As much as people chatter about original radiators, I have sold 1 in 15+ years of putting them on ebay. Unless it is a Shelby or Cobra Jet or Boss type radiator, no one will pay much for them.

For recycling, as is, it is a dirty brass radiator, and (making up numbers, because it varies a lot geographically), it might bring 90 cents a pound due to the steel.

Now, take 5 minutes and a cold chisel, you can crack the solder joints, top and bottom, and the steel sides just peel off.

The radiator is now 14 ounces lights, and it brings $1.90 a pound. It is brass and copper.
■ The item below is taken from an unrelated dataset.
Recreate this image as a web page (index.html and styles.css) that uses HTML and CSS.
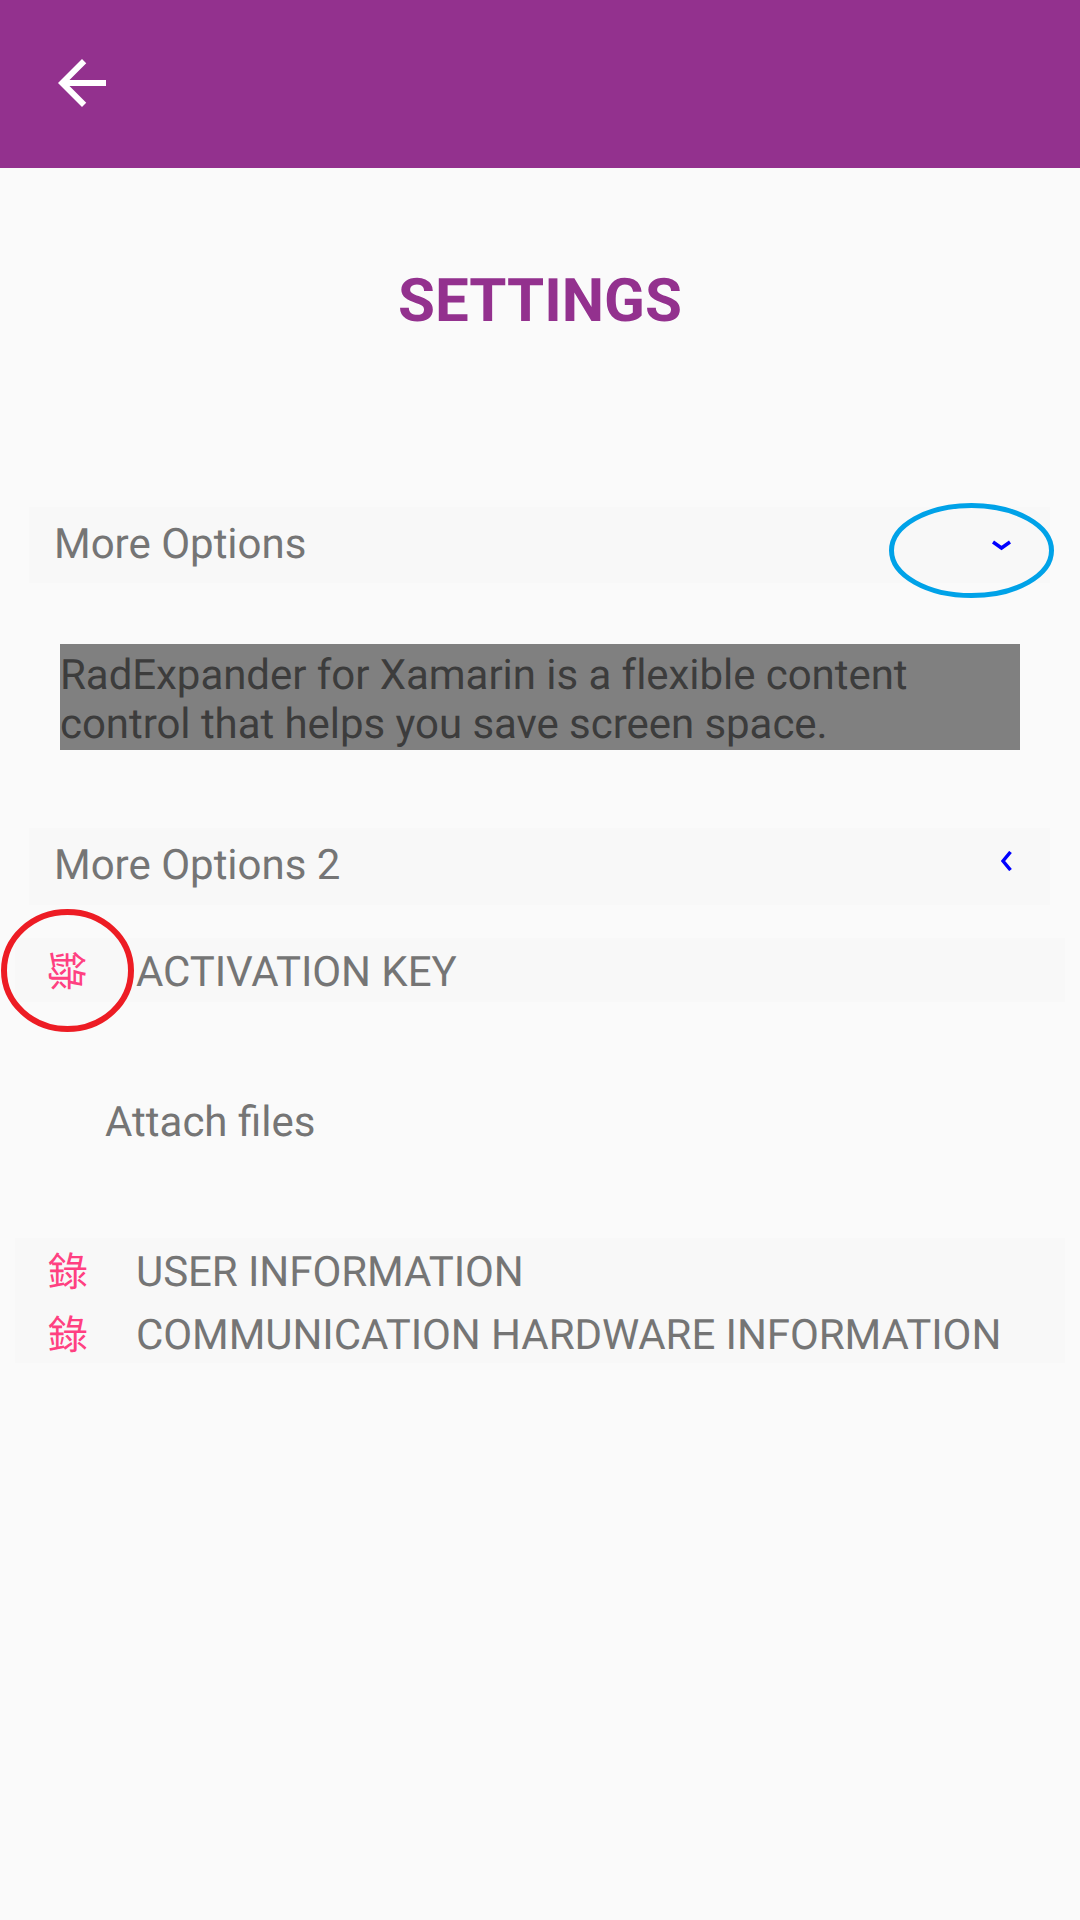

Or take a sawzsall or hack saw, takes 2 minutes with my Ryobi, to cut off the top and bottom tanks.

Now the tanks bring $1.90 a pound, and the core brings $3 a pound.

This makes a huge difference in scrap value, and if you bring it as is, the guys in the back, after you get your 90 cents a pound, will cut it up and pocket the profits.

At swap meets, this is what I call GAS MONEY. Finding an old beat up heavy Chevy Truck radiator, that weighs 50 pounds with crud in it, obvious leaks or damage, selling for $20.

Buy it, toss it in the truck, 5 minutes or work, drop off at the scrap yard, for $110.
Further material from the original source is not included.